• Exercise prompt
Track down each line that has the word "styles" and copy it.

• Information shown
[Begin]
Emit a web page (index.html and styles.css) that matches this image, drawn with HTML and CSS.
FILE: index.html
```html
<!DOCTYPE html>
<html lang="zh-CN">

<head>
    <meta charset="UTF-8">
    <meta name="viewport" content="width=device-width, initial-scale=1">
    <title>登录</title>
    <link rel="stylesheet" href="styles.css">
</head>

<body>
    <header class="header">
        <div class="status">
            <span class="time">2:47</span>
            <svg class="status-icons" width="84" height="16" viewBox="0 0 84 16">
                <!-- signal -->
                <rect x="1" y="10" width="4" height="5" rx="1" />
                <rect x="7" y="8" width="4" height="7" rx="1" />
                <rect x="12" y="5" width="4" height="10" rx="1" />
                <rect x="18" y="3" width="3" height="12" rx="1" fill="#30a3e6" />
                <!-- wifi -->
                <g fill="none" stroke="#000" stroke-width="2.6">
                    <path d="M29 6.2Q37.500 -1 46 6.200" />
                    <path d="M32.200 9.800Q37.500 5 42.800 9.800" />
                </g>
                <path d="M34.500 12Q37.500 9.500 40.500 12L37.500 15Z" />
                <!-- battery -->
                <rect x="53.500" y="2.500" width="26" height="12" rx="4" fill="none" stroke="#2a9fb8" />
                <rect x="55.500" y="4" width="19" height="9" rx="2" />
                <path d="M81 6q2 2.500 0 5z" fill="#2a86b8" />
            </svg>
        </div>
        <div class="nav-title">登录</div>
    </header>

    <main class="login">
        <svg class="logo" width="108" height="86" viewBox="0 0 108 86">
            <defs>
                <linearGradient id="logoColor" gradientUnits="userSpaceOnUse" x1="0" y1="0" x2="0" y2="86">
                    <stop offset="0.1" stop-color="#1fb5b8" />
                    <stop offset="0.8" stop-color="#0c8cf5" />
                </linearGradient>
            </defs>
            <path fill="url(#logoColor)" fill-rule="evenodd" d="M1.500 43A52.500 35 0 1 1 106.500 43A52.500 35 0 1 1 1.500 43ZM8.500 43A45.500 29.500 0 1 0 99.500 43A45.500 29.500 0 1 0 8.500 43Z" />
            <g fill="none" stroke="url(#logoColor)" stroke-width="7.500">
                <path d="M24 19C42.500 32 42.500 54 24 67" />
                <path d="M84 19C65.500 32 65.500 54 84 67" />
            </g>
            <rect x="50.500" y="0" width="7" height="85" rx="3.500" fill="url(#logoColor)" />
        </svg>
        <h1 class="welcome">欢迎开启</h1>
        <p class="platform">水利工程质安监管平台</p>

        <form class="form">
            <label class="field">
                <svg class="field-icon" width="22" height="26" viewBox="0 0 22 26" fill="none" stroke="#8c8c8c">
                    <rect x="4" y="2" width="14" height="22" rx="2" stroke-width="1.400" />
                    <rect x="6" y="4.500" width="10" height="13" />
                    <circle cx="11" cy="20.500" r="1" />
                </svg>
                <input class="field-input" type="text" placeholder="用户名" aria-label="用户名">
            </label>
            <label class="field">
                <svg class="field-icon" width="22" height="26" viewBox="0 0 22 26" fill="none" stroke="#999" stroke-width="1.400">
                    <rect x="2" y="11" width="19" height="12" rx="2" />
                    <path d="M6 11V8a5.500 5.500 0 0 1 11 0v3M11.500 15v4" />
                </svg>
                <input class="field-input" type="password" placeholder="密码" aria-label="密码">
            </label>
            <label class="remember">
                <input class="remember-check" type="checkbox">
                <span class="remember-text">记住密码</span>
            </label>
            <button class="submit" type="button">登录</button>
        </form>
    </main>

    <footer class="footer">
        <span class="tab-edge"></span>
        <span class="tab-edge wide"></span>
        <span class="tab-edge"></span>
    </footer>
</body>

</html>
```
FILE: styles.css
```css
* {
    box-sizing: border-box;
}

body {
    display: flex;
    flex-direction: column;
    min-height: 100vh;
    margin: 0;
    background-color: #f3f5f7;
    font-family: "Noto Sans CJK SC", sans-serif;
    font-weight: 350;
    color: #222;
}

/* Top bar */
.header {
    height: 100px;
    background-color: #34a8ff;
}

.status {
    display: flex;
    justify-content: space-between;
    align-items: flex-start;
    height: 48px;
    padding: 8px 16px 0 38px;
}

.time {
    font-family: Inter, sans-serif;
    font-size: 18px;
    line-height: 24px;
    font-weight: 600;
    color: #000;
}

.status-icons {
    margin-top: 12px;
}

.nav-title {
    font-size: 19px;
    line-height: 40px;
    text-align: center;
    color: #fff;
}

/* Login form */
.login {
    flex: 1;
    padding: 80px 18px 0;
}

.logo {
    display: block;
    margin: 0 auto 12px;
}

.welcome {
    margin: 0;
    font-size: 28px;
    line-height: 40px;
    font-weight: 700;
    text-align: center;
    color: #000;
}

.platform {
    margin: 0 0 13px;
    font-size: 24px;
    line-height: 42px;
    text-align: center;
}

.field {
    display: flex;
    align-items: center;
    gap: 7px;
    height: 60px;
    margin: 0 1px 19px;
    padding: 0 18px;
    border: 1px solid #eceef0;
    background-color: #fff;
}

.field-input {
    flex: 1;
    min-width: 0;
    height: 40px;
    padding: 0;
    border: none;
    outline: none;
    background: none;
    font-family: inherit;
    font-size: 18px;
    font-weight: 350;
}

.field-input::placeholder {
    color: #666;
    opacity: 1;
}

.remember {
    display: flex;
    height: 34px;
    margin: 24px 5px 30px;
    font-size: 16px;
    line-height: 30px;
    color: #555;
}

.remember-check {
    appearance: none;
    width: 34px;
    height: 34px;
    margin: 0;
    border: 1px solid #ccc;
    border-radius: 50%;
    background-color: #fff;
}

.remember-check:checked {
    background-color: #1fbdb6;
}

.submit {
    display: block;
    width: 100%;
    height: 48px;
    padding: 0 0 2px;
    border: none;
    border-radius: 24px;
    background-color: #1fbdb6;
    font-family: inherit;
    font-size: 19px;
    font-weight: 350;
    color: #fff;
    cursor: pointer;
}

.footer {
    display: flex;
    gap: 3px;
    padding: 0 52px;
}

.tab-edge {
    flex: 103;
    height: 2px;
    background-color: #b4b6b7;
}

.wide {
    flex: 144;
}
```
[End]
• Expected answer
Emit a web page (index.html and styles.css) that matches this image, drawn with HTML and CSS.
    <link rel="stylesheet" href="styles.css">
FILE: styles.css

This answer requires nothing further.